--- START ---

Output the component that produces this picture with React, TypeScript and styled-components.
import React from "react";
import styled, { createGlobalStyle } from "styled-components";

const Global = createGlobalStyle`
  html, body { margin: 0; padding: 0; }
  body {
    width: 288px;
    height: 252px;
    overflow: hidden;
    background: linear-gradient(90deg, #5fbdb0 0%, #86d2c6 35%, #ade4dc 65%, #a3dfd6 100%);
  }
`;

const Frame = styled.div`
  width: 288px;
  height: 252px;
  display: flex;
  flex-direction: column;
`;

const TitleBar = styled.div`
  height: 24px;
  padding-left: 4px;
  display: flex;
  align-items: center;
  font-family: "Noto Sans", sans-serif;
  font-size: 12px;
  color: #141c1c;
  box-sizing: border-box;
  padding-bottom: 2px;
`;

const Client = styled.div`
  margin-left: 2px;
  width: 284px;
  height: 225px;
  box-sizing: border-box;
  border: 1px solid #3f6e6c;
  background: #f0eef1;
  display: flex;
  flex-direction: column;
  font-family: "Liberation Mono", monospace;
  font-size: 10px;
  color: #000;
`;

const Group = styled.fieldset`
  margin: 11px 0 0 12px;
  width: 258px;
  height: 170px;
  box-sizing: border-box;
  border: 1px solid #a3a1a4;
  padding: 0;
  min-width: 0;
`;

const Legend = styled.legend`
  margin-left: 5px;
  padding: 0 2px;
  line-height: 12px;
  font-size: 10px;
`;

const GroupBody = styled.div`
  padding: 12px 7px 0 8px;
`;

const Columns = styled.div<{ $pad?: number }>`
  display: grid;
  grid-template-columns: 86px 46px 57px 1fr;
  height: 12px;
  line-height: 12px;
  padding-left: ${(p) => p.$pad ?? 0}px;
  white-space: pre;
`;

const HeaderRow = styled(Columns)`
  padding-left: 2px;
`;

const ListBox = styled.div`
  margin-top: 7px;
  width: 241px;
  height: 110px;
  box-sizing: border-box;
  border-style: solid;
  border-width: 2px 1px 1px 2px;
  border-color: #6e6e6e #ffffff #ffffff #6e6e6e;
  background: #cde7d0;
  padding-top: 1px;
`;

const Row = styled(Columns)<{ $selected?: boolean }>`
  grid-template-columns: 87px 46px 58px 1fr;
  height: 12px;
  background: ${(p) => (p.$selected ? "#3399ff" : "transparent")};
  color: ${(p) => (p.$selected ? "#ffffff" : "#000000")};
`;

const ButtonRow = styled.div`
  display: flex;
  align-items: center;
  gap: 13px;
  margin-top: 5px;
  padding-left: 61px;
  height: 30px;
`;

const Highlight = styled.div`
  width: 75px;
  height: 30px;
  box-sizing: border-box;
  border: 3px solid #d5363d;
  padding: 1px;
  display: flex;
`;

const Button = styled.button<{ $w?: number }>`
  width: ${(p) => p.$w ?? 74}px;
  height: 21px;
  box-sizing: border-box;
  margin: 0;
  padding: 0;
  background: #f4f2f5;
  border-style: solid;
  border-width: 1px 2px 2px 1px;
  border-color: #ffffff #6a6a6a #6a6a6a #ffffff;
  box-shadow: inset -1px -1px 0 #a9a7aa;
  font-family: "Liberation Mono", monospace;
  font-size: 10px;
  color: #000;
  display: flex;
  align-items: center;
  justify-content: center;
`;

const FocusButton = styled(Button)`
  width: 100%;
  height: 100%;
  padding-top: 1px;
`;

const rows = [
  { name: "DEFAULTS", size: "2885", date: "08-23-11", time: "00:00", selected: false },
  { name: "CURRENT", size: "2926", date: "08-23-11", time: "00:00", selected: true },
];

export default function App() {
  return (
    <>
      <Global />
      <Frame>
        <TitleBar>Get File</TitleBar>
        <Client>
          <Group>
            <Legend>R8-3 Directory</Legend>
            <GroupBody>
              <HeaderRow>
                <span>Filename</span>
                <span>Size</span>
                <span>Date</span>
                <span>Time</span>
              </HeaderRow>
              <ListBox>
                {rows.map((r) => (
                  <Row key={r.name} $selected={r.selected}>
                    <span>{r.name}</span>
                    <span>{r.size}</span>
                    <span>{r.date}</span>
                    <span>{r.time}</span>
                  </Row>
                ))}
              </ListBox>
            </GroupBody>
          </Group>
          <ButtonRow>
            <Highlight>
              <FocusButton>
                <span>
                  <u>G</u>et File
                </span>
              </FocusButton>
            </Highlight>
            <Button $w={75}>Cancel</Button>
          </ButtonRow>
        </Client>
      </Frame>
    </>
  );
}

--- END ---
--- START ---

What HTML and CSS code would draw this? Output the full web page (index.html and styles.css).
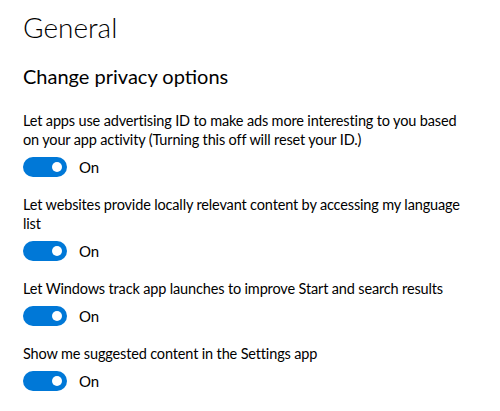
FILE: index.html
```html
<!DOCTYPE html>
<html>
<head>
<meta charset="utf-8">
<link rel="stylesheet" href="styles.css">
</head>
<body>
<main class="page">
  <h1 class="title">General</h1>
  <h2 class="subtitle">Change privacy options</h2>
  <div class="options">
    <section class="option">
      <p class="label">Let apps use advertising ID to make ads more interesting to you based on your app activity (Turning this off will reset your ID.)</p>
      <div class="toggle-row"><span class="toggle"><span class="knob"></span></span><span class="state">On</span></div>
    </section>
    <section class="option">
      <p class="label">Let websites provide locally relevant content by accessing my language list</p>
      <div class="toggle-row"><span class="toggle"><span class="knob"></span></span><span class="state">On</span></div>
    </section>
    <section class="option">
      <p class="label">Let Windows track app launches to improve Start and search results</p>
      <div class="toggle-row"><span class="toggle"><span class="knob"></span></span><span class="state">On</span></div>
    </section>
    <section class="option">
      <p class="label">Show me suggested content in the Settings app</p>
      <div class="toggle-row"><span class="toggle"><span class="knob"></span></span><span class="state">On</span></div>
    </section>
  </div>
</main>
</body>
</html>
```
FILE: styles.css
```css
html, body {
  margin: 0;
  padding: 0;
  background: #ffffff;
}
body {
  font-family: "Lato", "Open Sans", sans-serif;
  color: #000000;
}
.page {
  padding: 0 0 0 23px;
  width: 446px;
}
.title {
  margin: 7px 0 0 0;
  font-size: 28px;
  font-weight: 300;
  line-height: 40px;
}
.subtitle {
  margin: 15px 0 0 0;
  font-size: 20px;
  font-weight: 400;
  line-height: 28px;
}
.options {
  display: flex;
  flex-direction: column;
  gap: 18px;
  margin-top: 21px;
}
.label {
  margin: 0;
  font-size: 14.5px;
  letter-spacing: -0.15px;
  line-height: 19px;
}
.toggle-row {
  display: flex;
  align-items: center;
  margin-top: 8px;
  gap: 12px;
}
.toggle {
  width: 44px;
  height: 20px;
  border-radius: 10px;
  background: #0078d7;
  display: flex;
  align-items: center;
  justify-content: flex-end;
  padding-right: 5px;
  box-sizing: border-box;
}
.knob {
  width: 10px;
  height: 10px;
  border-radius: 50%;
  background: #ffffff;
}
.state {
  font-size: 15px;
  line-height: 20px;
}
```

--- END ---

Exercise task:
Which lines hold the string "page"? Copy all of them from the data above.

Output below:
What HTML and CSS code would draw this? Output the full web page (index.html and styles.css).
<main class="page">
.page {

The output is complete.